PROMPT :: Without the pictures, write out all the lines below exactly as they appear.

DATASET EXCERPT ::
· · ·

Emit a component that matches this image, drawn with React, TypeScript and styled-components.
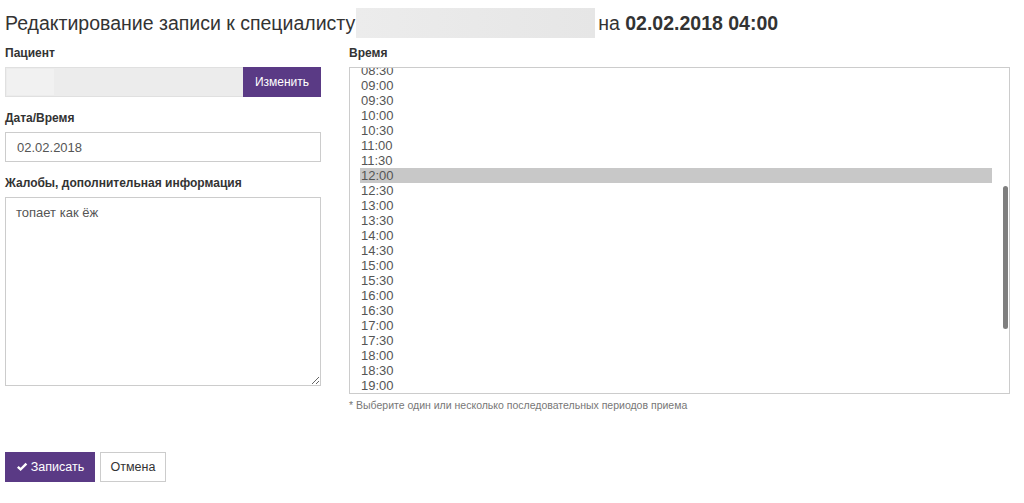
import React, { useEffect, useRef } from 'react';
import styled, { createGlobalStyle } from 'styled-components';

const GlobalStyle = createGlobalStyle`
  body {
    margin: 0;
    background: #fff;
    font-family: 'Liberation Sans', Arial, sans-serif;
    color: #333;
  }
`;

const slots: string[] = [];
for (let h = 0; h < 24; h++) {
  const hh = String(h).padStart(2, '0');
  slots.push(`${hh}:00`, `${hh}:30`);
}

const SCROLL_TOP = 260;
const VIEW_H = 325;
const CONTENT_H = slots.length * 15;

export default function App() {
  const listRef = useRef<HTMLDivElement>(null);

  useEffect(() => {
    if (listRef.current) listRef.current.scrollTop = SCROLL_TOP;
  }, []);

  const thumbH = (VIEW_H / CONTENT_H) * VIEW_H - 4;
  const thumbTop = (SCROLL_TOP / CONTENT_H) * VIEW_H + 1;

  return (
    <Page>
      <GlobalStyle />
      <Title>
        Редактирование записи к специалисту
        <Hidden />
        <span>на&nbsp;</span>
        <strong>02.02.2018 04:00</strong>
      </Title>

      <Columns>
        <LeftCol>
          <Field>
            <Label>Пациент</Label>
            <InputGroup>
              <ReadonlyInput>
                <HiddenName />
              </ReadonlyInput>
              <GroupButton>Изменить</GroupButton>
            </InputGroup>
          </Field>

          <Field>
            <Label>Дата/Время</Label>
            <TextInput defaultValue="02.02.2018" />
          </Field>

          <Field>
            <Label>Жалобы, дополнительная информация</Label>
            <TextArea defaultValue="топает как ёж" />
          </Field>
        </LeftCol>

        <RightCol>
          <Label>Время</Label>
          <ListBox>
            <SlotList ref={listRef}>
              {slots.map((s) => (
                <Slot key={s} selected={s === '12:00'}>
                  {s}
                </Slot>
              ))}
            </SlotList>
            <Thumb style={{ top: thumbTop, height: thumbH }} />
          </ListBox>
          <Hint>* Выберите один или несколько последовательных периодов приема</Hint>
        </RightCol>
      </Columns>

      <Actions>
        <PrimaryButton>
          <svg width="12" height="10" viewBox="0 0 13 11">
            <path d="M1 6.2 L2.8 4.3 L5 6.4 L10.4 0.8 L12.3 2.7 L5 10 Z" fill="#fff" />
          </svg>
          Записать
        </PrimaryButton>
        <DefaultButton>Отмена</DefaultButton>
      </Actions>
    </Page>
  );
}

const Page = styled.div`
  padding: 8px 14px 20px 5px;
`;

const Title = styled.h1`
  display: flex;
  align-items: center;
  height: 30px;
  margin: 0 0 8px;
  font-size: 19.5px;
  font-weight: normal;
  color: #333;
  white-space: nowrap;

  strong {
    font-weight: bold;
  }
`;

const Hidden = styled.span`
  display: inline-block;
  width: 239px;
  height: 30px;
  margin: 0 3px 0 1px;
  background: linear-gradient(90deg, #ececec, #e6e6e6);
`;

const Columns = styled.div`
  display: grid;
  grid-template-columns: 316px 1fr;
  column-gap: 28px;
  align-items: start;
`;

const LeftCol = styled.div`
  display: flex;
  flex-direction: column;
  gap: 14px;
`;

const RightCol = styled.div`
  display: flex;
  flex-direction: column;
`;

const Field = styled.div`
  display: flex;
  flex-direction: column;
`;

const Label = styled.label`
  font-size: 12px;
  font-weight: bold;
  line-height: 15px;
  margin-bottom: 6px;
  color: #333;
`;

const InputGroup = styled.div`
  display: flex;
  height: 30px;
`;

const ReadonlyInput = styled.div`
  flex: 1;
  box-sizing: border-box;
  background: #ececec;
  border: 1px solid #e0e0e0;
  border-right: none;
  padding: 1px 0 1px 1px;
`;

const HiddenName = styled.div`
  width: 47px;
  height: 100%;
  background: #f1f1f1;
`;

const GroupButton = styled.button`
  width: 78px;
  border: none;
  background: #5a3a85;
  color: #fff;
  font-family: inherit;
  font-size: 12px;
  padding: 0;
`;

const TextInput = styled.input`
  box-sizing: border-box;
  height: 30px;
  border: 1px solid #ccc;
  padding: 0 11px;
  font-family: inherit;
  font-size: 13px;
  color: #555;
  outline: none;
`;

const TextArea = styled.textarea`
  box-sizing: border-box;
  height: 189px;
  border: 1px solid #ccc;
  padding: 7px 10px;
  font-family: inherit;
  font-size: 13px;
  color: #555;
  outline: none;
  resize: vertical;
`;

const ListBox = styled.div`
  position: relative;
  height: 327px;
  box-sizing: border-box;
  border: 1px solid #ccc;
`;

const SlotList = styled.div`
  height: 100%;
  overflow: hidden;
  padding: 0 17px 0 10px;
`;

const Thumb = styled.div`
  position: absolute;
  right: 1px;
  width: 5px;
  border-radius: 3px;
  background: #7f7f7f;
`;

const Slot = styled.div<{ selected?: boolean }>`
  height: 15px;
  line-height: 15px;
  font-size: 13px;
  color: #555;
  padding-left: 1px;
  background: ${(p) => (p.selected ? '#c8c8c8' : 'transparent')};
`;

const Hint = styled.p`
  margin: 5px 0 0;
  font-size: 10.5px;
  color: #777;
`;

const Actions = styled.div`
  display: flex;
  gap: 5px;
  margin-top: 41px;
`;

const PrimaryButton = styled.button`
  display: flex;
  align-items: center;
  gap: 3px;
  height: 30px;
  width: 90px;
  justify-content: center;
  padding: 0;
  border: none;
  background: #5a3a85;
  color: #fff;
  font-family: inherit;
  font-size: 12.5px;
`;

const DefaultButton = styled.button`
  height: 30px;
  width: 66px;
  padding: 0;
  border: 1px solid #ccc;
  background: #fff;
  color: #333;
  font-family: inherit;
  font-size: 12.5px;
`;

· · ·

RESPONSE BELOW ::
Emit a component that matches this image, drawn with React, TypeScript and styled-components.
import React, { useEffect, useRef } from 'react';
import styled, { createGlobalStyle } from 'styled-components';

const GlobalStyle = createGlobalStyle`
  body {
    margin: 0;
    background: #fff;
    font-family: 'Liberation Sans', Arial, sans-serif;
    color: #333;
  }
`;

const slots: string[] = [];
for (let h = 0; h < 24; h++) {
  const hh = String(h).padStart(2, '0');
  slots.push(`${hh}:00`, `${hh}:30`);
}

const SCROLL_TOP = 260;
const VIEW_H = 325;
const CONTENT_H = slots.length * 15;

export default function App() {
  const listRef = useRef<HTMLDivElement>(null);

  useEffect(() => {
    if (listRef.current) listRef.current.scrollTop = SCROLL_TOP;
  }, []);

  const thumbH = (VIEW_H / CONTENT_H) * VIEW_H - 4;
  const thumbTop = (SCROLL_TOP / CONTENT_H) * VIEW_H + 1;

  return (
    <Page>
      <GlobalStyle />
      <Title>
        Редактирование записи к специалисту
        <Hidden />
        <span>на&nbsp;</span>
        <strong>02.02.2018 04:00</strong>
      </Title>

      <Columns>
        <LeftCol>
          <Field>
            <Label>Пациент</Label>
            <InputGroup>
              <ReadonlyInput>
                <HiddenName />
              </ReadonlyInput>
              <GroupButton>Изменить</GroupButton>
            </InputGroup>
          </Field>

          <Field>
            <Label>Дата/Время</Label>
            <TextInput defaultValue="02.02.2018" />
          </Field>

          <Field>
            <Label>Жалобы, дополнительная информация</Label>
            <TextArea defaultValue="топает как ёж" />
          </Field>
        </LeftCol>

        <RightCol>
          <Label>Время</Label>
          <ListBox>
            <SlotList ref={listRef}>
              {slots.map((s) => (
                <Slot key={s} selected={s === '12:00'}>
                  {s}
                </Slot>
              ))}
            </SlotList>
            <Thumb style={{ top: thumbTop, height: thumbH }} />
          </ListBox>
          <Hint>* Выберите один или несколько последовательных периодов приема</Hint>
        </RightCol>
      </Columns>

      <Actions>
        <PrimaryButton>
          <svg width="12" height="10" viewBox="0 0 13 11">
            <path d="M1 6.2 L2.8 4.3 L5 6.4 L10.4 0.8 L12.3 2.7 L5 10 Z" fill="#fff" />
          </svg>
          Записать
        </PrimaryButton>
        <DefaultButton>Отмена</DefaultButton>
      </Actions>
    </Page>
  );
}

const Page = styled.div`
  padding: 8px 14px 20px 5px;
`;

const Title = styled.h1`
  display: flex;
  align-items: center;
  height: 30px;
  margin: 0 0 8px;
  font-size: 19.5px;
  font-weight: normal;
  color: #333;
  white-space: nowrap;

  strong {
    font-weight: bold;
  }
`;

const Hidden = styled.span`
  display: inline-block;
  width: 239px;
  height: 30px;
  margin: 0 3px 0 1px;
  background: linear-gradient(90deg, #ececec, #e6e6e6);
`;

const Columns = styled.div`
  display: grid;
  grid-template-columns: 316px 1fr;
  column-gap: 28px;
  align-items: start;
`;

const LeftCol = styled.div`
  display: flex;
  flex-direction: column;
  gap: 14px;
`;

const RightCol = styled.div`
  display: flex;
  flex-direction: column;
`;

const Field = styled.div`
  display: flex;
  flex-direction: column;
`;

const Label = styled.label`
  font-size: 12px;
  font-weight: bold;
  line-height: 15px;
  margin-bottom: 6px;
  color: #333;
`;

const InputGroup = styled.div`
  display: flex;
  height: 30px;
`;

const ReadonlyInput = styled.div`
  flex: 1;
  box-sizing: border-box;
  background: #ececec;
  border: 1px solid #e0e0e0;
  border-right: none;
  padding: 1px 0 1px 1px;
`;

const HiddenName = styled.div`
  width: 47px;
  height: 100%;
  background: #f1f1f1;
`;

const GroupButton = styled.button`
  width: 78px;
  border: none;
  background: #5a3a85;
  color: #fff;
  font-family: inherit;
  font-size: 12px;
  padding: 0;
`;

const TextInput = styled.input`
  box-sizing: border-box;
  height: 30px;
  border: 1px solid #ccc;
  padding: 0 11px;
  font-family: inherit;
  font-size: 13px;
  color: #555;
  outline: none;
`;

const TextArea = styled.textarea`
  box-sizing: border-box;
  height: 189px;
  border: 1px solid #ccc;
  padding: 7px 10px;
  font-family: inherit;
  font-size: 13px;
  color: #555;
  outline: none;
  resize: vertical;
`;

const ListBox = styled.div`
  position: relative;
  height: 327px;
  box-sizing: border-box;
  border: 1px solid #ccc;
`;

const SlotList = styled.div`
  height: 100%;
  overflow: hidden;
  padding: 0 17px 0 10px;
`;

const Thumb = styled.div`
  position: absolute;
  right: 1px;
  width: 5px;
  border-radius: 3px;
  background: #7f7f7f;
`;

const Slot = styled.div<{ selected?: boolean }>`
  height: 15px;
  line-height: 15px;
  font-size: 13px;
  color: #555;
  padding-left: 1px;
  background: ${(p) => (p.selected ? '#c8c8c8' : 'transparent')};
`;

const Hint = styled.p`
  margin: 5px 0 0;
  font-size: 10.5px;
  color: #777;
`;

const Actions = styled.div`
  display: flex;
  gap: 5px;
  margin-top: 41px;
`;

const PrimaryButton = styled.button`
  display: flex;
  align-items: center;
  gap: 3px;
  height: 30px;
  width: 90px;
  justify-content: center;
  padding: 0;
  border: none;
  background: #5a3a85;
  color: #fff;
  font-family: inherit;
  font-size: 12.5px;
`;

const DefaultButton = styled.button`
  height: 30px;
  width: 66px;
  padding: 0;
  border: 1px solid #ccc;
  background: #fff;
  color: #333;
  font-family: inherit;
  font-size: 12.5px;
`;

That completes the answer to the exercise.